Set task:
With the pictures left out, copy the listing below exactly.

Data excerpt:
|---|

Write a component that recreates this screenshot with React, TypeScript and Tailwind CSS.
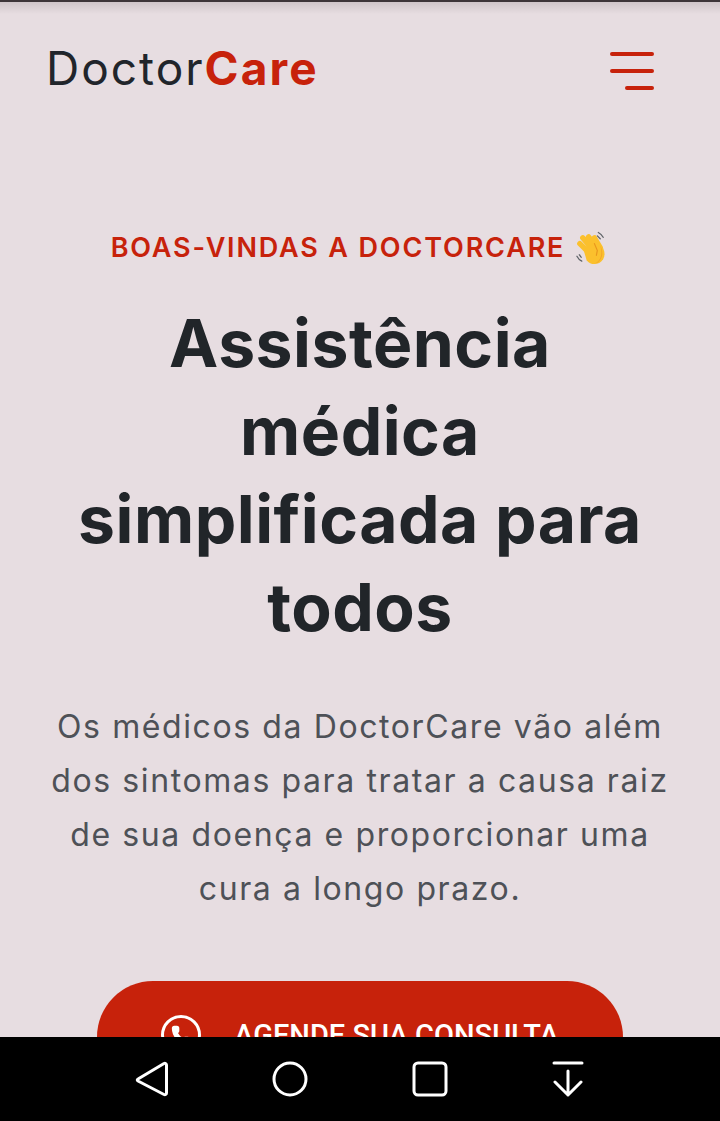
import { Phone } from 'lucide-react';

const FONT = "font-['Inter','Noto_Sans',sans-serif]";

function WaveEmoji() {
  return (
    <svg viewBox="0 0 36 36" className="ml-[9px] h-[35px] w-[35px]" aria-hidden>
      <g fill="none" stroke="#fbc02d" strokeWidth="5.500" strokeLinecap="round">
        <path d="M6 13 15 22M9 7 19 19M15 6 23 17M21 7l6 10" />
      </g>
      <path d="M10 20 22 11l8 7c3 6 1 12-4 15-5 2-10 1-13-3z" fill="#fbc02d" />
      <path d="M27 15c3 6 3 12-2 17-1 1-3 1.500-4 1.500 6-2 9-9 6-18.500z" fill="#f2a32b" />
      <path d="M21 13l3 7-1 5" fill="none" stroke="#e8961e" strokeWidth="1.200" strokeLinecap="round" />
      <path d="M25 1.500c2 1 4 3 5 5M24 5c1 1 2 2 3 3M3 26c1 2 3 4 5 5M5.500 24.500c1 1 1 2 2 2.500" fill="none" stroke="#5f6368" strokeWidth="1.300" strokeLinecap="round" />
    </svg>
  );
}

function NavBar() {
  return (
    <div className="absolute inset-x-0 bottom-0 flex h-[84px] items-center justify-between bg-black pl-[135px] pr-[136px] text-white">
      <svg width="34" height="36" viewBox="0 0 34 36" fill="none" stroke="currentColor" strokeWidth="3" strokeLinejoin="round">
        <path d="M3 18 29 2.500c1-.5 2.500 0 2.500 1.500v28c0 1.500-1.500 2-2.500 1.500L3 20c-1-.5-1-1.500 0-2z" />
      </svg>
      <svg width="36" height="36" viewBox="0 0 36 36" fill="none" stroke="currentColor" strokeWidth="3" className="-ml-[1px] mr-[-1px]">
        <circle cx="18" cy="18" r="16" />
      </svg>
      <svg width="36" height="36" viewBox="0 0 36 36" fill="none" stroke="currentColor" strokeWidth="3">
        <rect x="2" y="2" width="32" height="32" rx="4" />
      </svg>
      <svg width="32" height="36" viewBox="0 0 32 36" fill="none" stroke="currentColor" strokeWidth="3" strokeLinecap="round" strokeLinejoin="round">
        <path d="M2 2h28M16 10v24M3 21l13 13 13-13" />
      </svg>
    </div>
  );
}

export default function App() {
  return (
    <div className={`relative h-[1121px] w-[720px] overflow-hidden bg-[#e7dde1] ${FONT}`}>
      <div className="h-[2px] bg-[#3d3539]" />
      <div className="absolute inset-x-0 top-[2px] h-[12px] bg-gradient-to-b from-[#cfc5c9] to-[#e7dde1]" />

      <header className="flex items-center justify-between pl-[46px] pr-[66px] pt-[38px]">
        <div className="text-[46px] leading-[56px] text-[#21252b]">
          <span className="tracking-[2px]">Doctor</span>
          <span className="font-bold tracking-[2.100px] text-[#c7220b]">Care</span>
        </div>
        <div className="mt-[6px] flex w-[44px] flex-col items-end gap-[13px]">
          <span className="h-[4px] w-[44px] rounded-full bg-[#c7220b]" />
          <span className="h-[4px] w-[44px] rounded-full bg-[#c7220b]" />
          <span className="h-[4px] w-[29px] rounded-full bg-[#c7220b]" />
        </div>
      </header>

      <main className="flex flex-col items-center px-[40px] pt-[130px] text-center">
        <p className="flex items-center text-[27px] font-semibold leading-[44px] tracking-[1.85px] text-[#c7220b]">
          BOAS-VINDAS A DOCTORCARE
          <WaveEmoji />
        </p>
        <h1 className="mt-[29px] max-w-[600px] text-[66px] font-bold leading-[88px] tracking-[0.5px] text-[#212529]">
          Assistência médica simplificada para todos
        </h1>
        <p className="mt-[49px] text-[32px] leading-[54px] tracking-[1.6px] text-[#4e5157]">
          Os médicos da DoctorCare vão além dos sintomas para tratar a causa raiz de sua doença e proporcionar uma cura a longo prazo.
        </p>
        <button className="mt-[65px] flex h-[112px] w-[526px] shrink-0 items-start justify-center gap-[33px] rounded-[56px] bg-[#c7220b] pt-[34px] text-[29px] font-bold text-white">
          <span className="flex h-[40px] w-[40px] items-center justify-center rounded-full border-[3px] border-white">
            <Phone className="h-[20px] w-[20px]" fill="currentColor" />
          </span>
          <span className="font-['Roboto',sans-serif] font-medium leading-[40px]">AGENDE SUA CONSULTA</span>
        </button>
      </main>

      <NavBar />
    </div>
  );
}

|---|

Response below:
Write a component that recreates this screenshot with React, TypeScript and Tailwind CSS.
import { Phone } from 'lucide-react';

const FONT = "font-['Inter','Noto_Sans',sans-serif]";

function WaveEmoji() {
  return (
    <svg viewBox="0 0 36 36" className="ml-[9px] h-[35px] w-[35px]" aria-hidden>
      <g fill="none" stroke="#fbc02d" strokeWidth="5.500" strokeLinecap="round">
        <path d="M6 13 15 22M9 7 19 19M15 6 23 17M21 7l6 10" />
      </g>
      <path d="M10 20 22 11l8 7c3 6 1 12-4 15-5 2-10 1-13-3z" fill="#fbc02d" />
      <path d="M27 15c3 6 3 12-2 17-1 1-3 1.500-4 1.500 6-2 9-9 6-18.500z" fill="#f2a32b" />
      <path d="M21 13l3 7-1 5" fill="none" stroke="#e8961e" strokeWidth="1.200" strokeLinecap="round" />
      <path d="M25 1.500c2 1 4 3 5 5M24 5c1 1 2 2 3 3M3 26c1 2 3 4 5 5M5.500 24.500c1 1 1 2 2 2.500" fill="none" stroke="#5f6368" strokeWidth="1.300" strokeLinecap="round" />
    </svg>
  );
}

function NavBar() {
  return (
    <div className="absolute inset-x-0 bottom-0 flex h-[84px] items-center justify-between bg-black pl-[135px] pr-[136px] text-white">
      <svg width="34" height="36" viewBox="0 0 34 36" fill="none" stroke="currentColor" strokeWidth="3" strokeLinejoin="round">
        <path d="M3 18 29 2.500c1-.5 2.500 0 2.500 1.500v28c0 1.500-1.500 2-2.500 1.500L3 20c-1-.5-1-1.500 0-2z" />
      </svg>
      <svg width="36" height="36" viewBox="0 0 36 36" fill="none" stroke="currentColor" strokeWidth="3" className="-ml-[1px] mr-[-1px]">
        <circle cx="18" cy="18" r="16" />
      </svg>
      <svg width="36" height="36" viewBox="0 0 36 36" fill="none" stroke="currentColor" strokeWidth="3">
        <rect x="2" y="2" width="32" height="32" rx="4" />
      </svg>
      <svg width="32" height="36" viewBox="0 0 32 36" fill="none" stroke="currentColor" strokeWidth="3" strokeLinecap="round" strokeLinejoin="round">
        <path d="M2 2h28M16 10v24M3 21l13 13 13-13" />
      </svg>
    </div>
  );
}

export default function App() {
  return (
    <div className={`relative h-[1121px] w-[720px] overflow-hidden bg-[#e7dde1] ${FONT}`}>
      <div className="h-[2px] bg-[#3d3539]" />
      <div className="absolute inset-x-0 top-[2px] h-[12px] bg-gradient-to-b from-[#cfc5c9] to-[#e7dde1]" />

      <header className="flex items-center justify-between pl-[46px] pr-[66px] pt-[38px]">
        <div className="text-[46px] leading-[56px] text-[#21252b]">
          <span className="tracking-[2px]">Doctor</span>
          <span className="font-bold tracking-[2.100px] text-[#c7220b]">Care</span>
        </div>
        <div className="mt-[6px] flex w-[44px] flex-col items-end gap-[13px]">
          <span className="h-[4px] w-[44px] rounded-full bg-[#c7220b]" />
          <span className="h-[4px] w-[44px] rounded-full bg-[#c7220b]" />
          <span className="h-[4px] w-[29px] rounded-full bg-[#c7220b]" />
        </div>
      </header>

      <main className="flex flex-col items-center px-[40px] pt-[130px] text-center">
        <p className="flex items-center text-[27px] font-semibold leading-[44px] tracking-[1.85px] text-[#c7220b]">
          BOAS-VINDAS A DOCTORCARE
          <WaveEmoji />
        </p>
        <h1 className="mt-[29px] max-w-[600px] text-[66px] font-bold leading-[88px] tracking-[0.5px] text-[#212529]">
          Assistência médica simplificada para todos
        </h1>
        <p className="mt-[49px] text-[32px] leading-[54px] tracking-[1.6px] text-[#4e5157]">
          Os médicos da DoctorCare vão além dos sintomas para tratar a causa raiz de sua doença e proporcionar uma cura a longo prazo.
        </p>
        <button className="mt-[65px] flex h-[112px] w-[526px] shrink-0 items-start justify-center gap-[33px] rounded-[56px] bg-[#c7220b] pt-[34px] text-[29px] font-bold text-white">
          <span className="flex h-[40px] w-[40px] items-center justify-center rounded-full border-[3px] border-white">
            <Phone className="h-[20px] w-[20px]" fill="currentColor" />
          </span>
          <span className="font-['Roboto',sans-serif] font-medium leading-[40px]">AGENDE SUA CONSULTA</span>
        </button>
      </main>

      <NavBar />
    </div>
  );
}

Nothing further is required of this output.